Plug-n-play was not a Windows 95 feature (it was first pushed as a feature of Windows 98), but because it was based on the same underlying code as the DOS version that came before it, porting drivers wasn't that much of a burden for companies. Windows NT required a substantial investment in developing drivers, and Microsoft was having a hard time showing that they could provide the users needed to get a return on investment. Any new operating system faces this problem, and NT being a Microsoft OS didn't help it in any way. Users always drives development. Gates had from the begin of the NT project thought it was the future of Microsoft and thought that they would be able to get users based on how much better it was (and it was better, I supported Windows 95/98 systems while working on Windows NT 4.0, and it was much better).

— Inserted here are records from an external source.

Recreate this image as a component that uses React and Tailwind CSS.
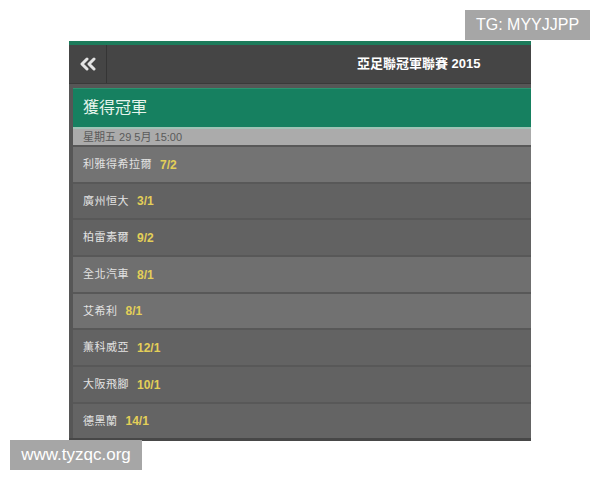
const rows = [
  { name: '利雅得希拉爾', odds: '7/2', bg: 'bg-[#737373]', h: 'h-[37px]' },
  { name: '廣州恒大', odds: '3/1', bg: 'bg-[#626262]', h: 'h-[36px]' },
  { name: '柏雷素爾', odds: '9/2', bg: 'bg-[#626262]', h: 'h-[37px]' },
  { name: '全北汽車', odds: '8/1', bg: 'bg-[#6f6f6f]', h: 'h-[37px]' },
  { name: '艾希利', odds: '8/1', bg: 'bg-[#717171]', h: 'h-[36px]' },
  { name: '薫科威亞', odds: '12/1', bg: 'bg-[#636363]', h: 'h-[37px]' },
  { name: '大阪飛腳', odds: '10/1', bg: 'bg-[#626262]', h: 'h-[37px]' },
  { name: '德黑蘭', odds: '14/1', bg: 'bg-[#646464]', h: 'h-[36px]' },
]

const cjk = { fontFamily: '"Liberation Sans", "Noto Sans CJK TC", sans-serif' }

export default function App() {
  return (
    <div className="relative w-[600px] h-[480px] bg-white overflow-hidden" style={cjk}>
      {/* watermark top */}
      <div className="absolute left-[465px] top-[10px] w-[125px] h-[30px] bg-[#a6a6a6] flex items-center justify-center text-white text-[16px]">
        TG: MYYJJPP
      </div>

      <div className="ml-[69px] pt-[41px] w-[462px] flex flex-col">
        <div className="h-[4px] bg-[#1d7b5b]" />

        {/* Header */}
        <div className="h-[39px] bg-[#454545] flex items-center border-b border-[#3a3a3a]">
          <div className="w-[38px] h-full border-r border-[#353535] flex items-center justify-center">
            <svg width="18" height="14" viewBox="0 0 18 14" fill="none" stroke="#e4e4e4" strokeWidth="3" strokeLinecap="round" strokeLinejoin="round">
              <polyline points="8,2 3,7 8,12" />
              <polyline points="15,2 10,7 15,12" />
            </svg>
          </div>
          <div className="flex-1 pl-[250px] text-white text-[13px] font-bold">亞足聯冠軍聯賽 2015</div>
        </div>

        {/* Market */}
        <div className="bg-[#565656] pt-[4px] pl-[4px]">
          <div className="h-[39px] bg-[#168060] flex items-center pl-[10px] text-[#e6f4ec] text-[16px] border-t border-[#2a9470]">
            獲得冠軍
          </div>
          <div className="h-[2px] bg-[#9fc4b6]" />
          <div className="h-[16px] bg-[#ababab] flex items-center pl-[10px] text-[#5a5a5a] text-[11px] leading-none">
            星期五 29 5月 15:00
          </div>
          {rows.map((r) => (
            <div key={r.name} className={`${r.h} ${r.bg} border-t-2 border-[#585858] flex items-center pl-[10px] text-[11px]`}>
              <span className="text-[#e2e2e2] tracking-[0.5px]">{r.name}</span>
              <span className="ml-[8px] text-[#e3cf58] font-semibold text-[12px]">{r.odds}</span>
            </div>
          ))}
        </div>
        <div className="h-[3px] bg-[#474747]" />
      </div>

      {/* watermark bottom */}
      <div className="absolute left-[10px] top-[440px] w-[132px] h-[30px] bg-[#a6a6a6] flex items-center justify-center text-white text-[17px]">
        www.tyzqc.org
      </div>
    </div>
  )
}
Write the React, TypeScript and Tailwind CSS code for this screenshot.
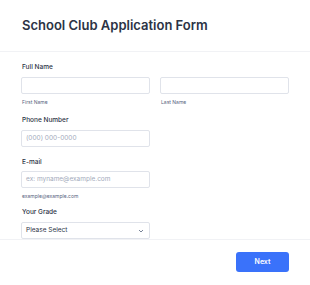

They didn't think they would need to drop production of the other line to get people to move, they thought quality was enough.
The games issue... games were never high on Microsoft's list of important apps when thinking about their operating systems. Game makers wrote to the masses which were still using Windows 3.1/3.11/95 and Microsoft wasn't seeing games as important in the early to mid 90's. It wasn't until their failure (again) to move people to NT with version 4.0 that they realized that games were important. They didn't think computers should be used for games, and so to push gamers off their computers without losing customers they started development of the X-Box who's only purpose was to give gamers something better to run their games on than their computers so that they could finally rid themselves of the 95/98/ME line and move to NT.
None of the NT line were any harder for
home users to use than any other version of Windows, but finding supported hardware and drives sure made it look that way. Once running, a
home users would have less problems with an NT OS than any version of 95/98/ME. The problem wasnt Microsoft, it was the makers of hardware that made it difficult.
Yes, I think we now have our fact straight.